In a 16 page letter posted on its website, the Financial Industry Regulatory Authority Inc., (FINRA) outlined its regulatory and examination priorities for 2012. At the top of the list: conduct and products meant to beat the market that instead are unsuitable for investors.
“FINRA is informing its examination priorities against the economic environment that investors have faced since 2008, as these circumstances have steadily contributed to conditions that foster an increased risk of aggressive yield chasing, inappropriate sales practices, unsuitable product offerings, and misappropriation and fraud,” the letter states.
“Given the low yields on Treasuries, we are concerned that investors may be inadvertently taking risks that they do not understand or that are inadequately disclosed as they chase yields,” the letter continues. Lack of liquidity and inadequate cash flow in investments also are red flags Finra is monitoring.
Shoeff writes that among the products that are on FINRA’s watch list for suitability problems: residential- and commercial-mortgage-backed securities, nontraded real estate investment trusts, municipal securities, exchange-traded funds using synthetic derivatives and significant leverage, variable annuities, structured products, private placements and life settlements.

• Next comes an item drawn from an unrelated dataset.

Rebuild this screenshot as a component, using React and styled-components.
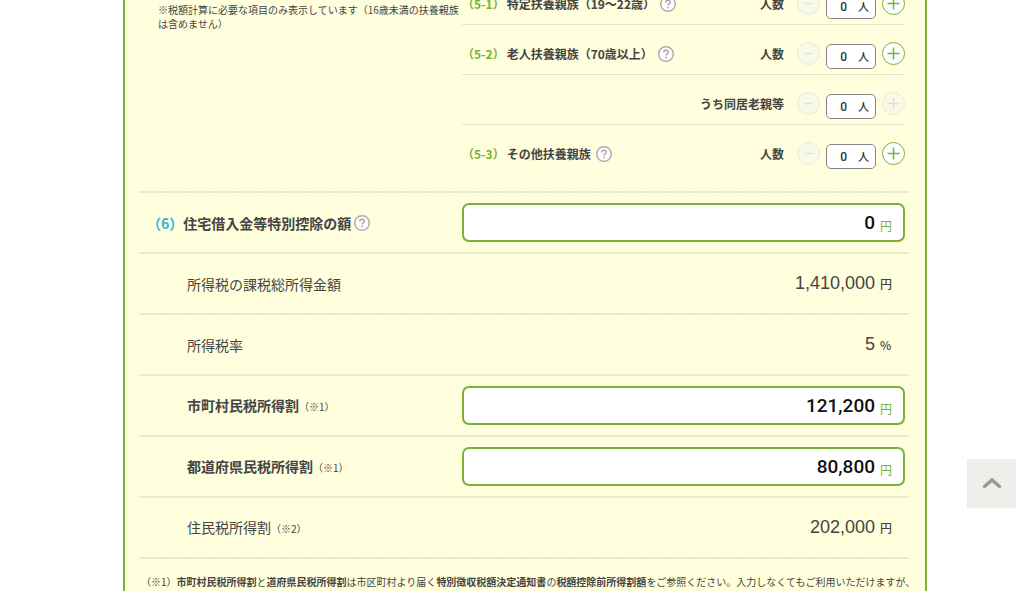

FINRA said that it is undertaking a “broader data collection effort” and targeting its enforcement efforts on high-risk firms. FINRA warned brokers not to enhance their balance sheets by taking on excessive debt or manipulating their assets and liabilities.
“FINRA is concerned about the additional risks that are being taken as a result of increased leverage, including market, credit and liquidity risk,” the letter states. “We will continue to monitor firms that employ a high degree of leverage, both on-balance-sheet and off-balance-sheet during the upcoming year.”
The InvestmentNews.com article goes on to say that FINRA also is zeroing in on fees.
“We remain concerned about firms’ charging retail investors hidden, mislabeled or excessive fees,” the letter states. “In 2011, FINRA brought cases against several broker-dealers that charged such excessive fees in the form of postage and handling charges that were unrelated to actual costs, and we will continue to investigate firms that appear to be taking advantage of investors through fee schemes.”
FINRA’s guidance on social media is less explicit. It said that it “is a topic on which we continue to receive many questions from firms.” FINRA reiterated that “core regulatory requirements apply to all communications with the public, irrespective of the medium or device used to communicate. Firms must be able to appropriately supervise business communications made using personal devices.”
Schoeff writes that high-frequency trading, and oversight of the creation and redemption of exchange-traded funds, also are listed among the agency’s many priorities. FINRA oversees about 4,460 broker-dealers and enforces the suitability standard, which requires brokers to sell products that fit their clients’ investment needs, timelines and risk appetites.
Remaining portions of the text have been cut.